First, the content and links on even the latest archived copy may be outdated. In the first example below, many articles on Wikipedia point to http://www.sister-cities.org/sci/aboutsci/mission, but the page at this link has now moved to https://sistercities.org/about-us/our-mission/. By visiting the live page on the web, users can engage with the organization (e.g., donate to it), which they cannot when visiting the archived copy of the broken link.
Second, some pages enable users to interact with content retrieved from back-end servers. The second example below shows the page at https://trek.nasa.gov/mars/, where users can view imagery and perform analysis on data from Mars. Such functionality does not work on archived copies of the page’s old URL (http://marstrek.jpl.nasa.gov/), which is linked from Wikipedia.
Last but not the least, the Internet Archive is far from complete. For a sizable number of broken links on Wikipedia, the Internet Archive lacks any archived snapshots, e.g., reference 3 shown above in the article about Mars Express.

Archived Copy

Stale Content

Screenshot of archived copy of http://www.sister-cities.org/sci/aboutsci/mission, a link which no longer works

Content on the page’s archived copy is stale and included links are out of date.

Inaccessible Service

Screenshot of archived copy of http://marstrek.jpl.nasa.gov/, a link which no longer works

On the archived copy, loading the current view spins forever and will never complete.

Live Web Page

Screenshot of https://sistercities.org/about-us/our-mission/, new location at which page on the left now exists

The page on the web is visually appealing with active links to get involved and donate.

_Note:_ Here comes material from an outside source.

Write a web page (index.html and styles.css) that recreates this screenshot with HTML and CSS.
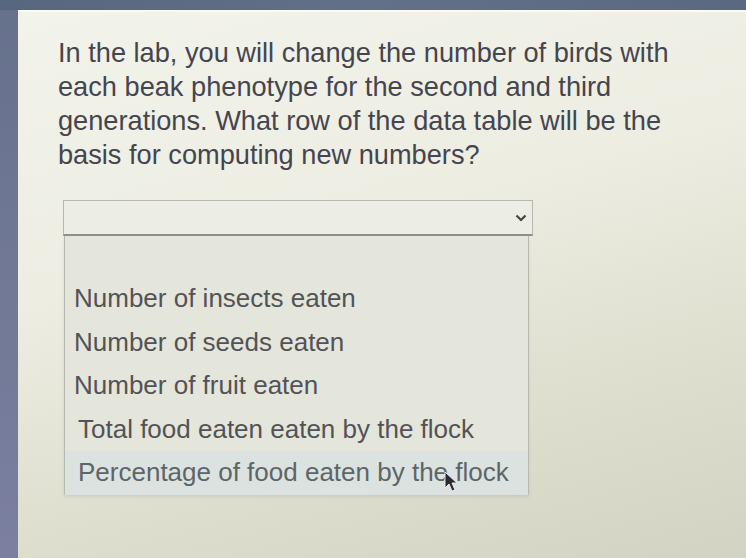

Screenshot of https://trek.nasa.gov/mars/, new location at which page on the left now exists

At the live page on the web, the feed is live and interactive, providing the best user experience.

Our solution: Find aliases for broken links

Given a URL which no longer works, if the page at that URL still exists on the web, we seek to find the page’s new URL. We refer to this new URL as the “alias” of the original broken URL.

We are building FABLE (Finding Aliases for Broken Links Efficiently), a system which leverages several sources of information to locate pages which previously existed at now dysfunctional URLs: archived pages on the Internet Archive, web search engines such as Google and Bing, and the live web.

FABLE relies on three techniques to find an alias for a broken URL: web search, historical redirections, and inference based on reorganization patterns.

Query search engines

First, FABLE follows the intuitive approach that users pursue when they encounter a broken link: query a web search engine using either the page title/content from an archived copy of the link or words/tokens from the linked URL. The search results will hopefully list the alias.

In contrast to a human user, who may visit the pages linked from the search results to check if any of those is the same page that was previously available at the link which is now broken, FABLE does not need to crawl any pages on the live web. Instead, FABLE collectively examines the search results for a set of similar broken URLs (e.g., URLs which are in the same directory on a site). For each URL in the set, FABLE identifies which of the search results, if any, is its alias by looking for a consistent transformation pattern from the old to new URLs. Compared to similarity in content between a live page and an archived page copy, this cross-verification across URLs serves as a more credible check of whether the alias identified for a particular URL indeed points to the same page. Moreover, not having to crawl any pages from the live web significantly improves FABLE’s efficiency and makes it more scalable.

Leverage historical redirections

Relying on web search to find the alias for a broken link does not always work: there may be no archived copy that can be used to construct search queries, content on the archived copy could be stale (e.g., for navigational pages, whose content changes often), the page may have little to no textual content (e.g., the second example above), and search engine indices are known to be incomplete.

Our second approach for finding aliases is based on the following observation: it is often the case that, for a URL that no longer works today, the site hosting it did previously redirect users to the corresponding alias. In other words, after reorganization, some sites initially redirect requests which specify the old URL for one of the site’s pages to the new URL for that page. But, these sites subsequently lose the state necessary to perform such redirections. For example, the URL http://www.kde.org/announcements/announce-1.92.htm does not work today, but previously redirected to http://www.kde.org/announcements/announce-1.92.php.

Therefore, given a broken URL, FABLE combs through the Internet Archive to see if a historical redirection from the URL to its alias exists. In doing so, FABLE takes care to identify and ignore soft-404s in which a URL was redirected to an unrelated page.

Infer patterns in URL changes

If all else fails, our last approach for finding a broken link’s alias is based on the following observation: when a site is reorganized, URLs for many pages on the site change, not just one. Using the aliases discovered using the first two approaches, FABLE attempts to learn the rules underlying the URL changes on every site. For this, FABLE leverages Microsoft Excel’s Flash Fill, a tool which uses a set of example inputs to predict the output for other inputs.

Example of FlashFill: One of most widely used Program-by-Example tool

Current Status

We have implemented a preliminary prototype of FABLE, which runs on the Microsoft Azure cloud platform.

We have used our prototype to find aliases for 20,000 broken external links found on Wikipedia, Stack Overflow, and Medium. FABLE was able to find the new URLs for 23% of these links. Based on manual analysis of a randomly sampled subset, we estimate that 95% of these aliases are correct.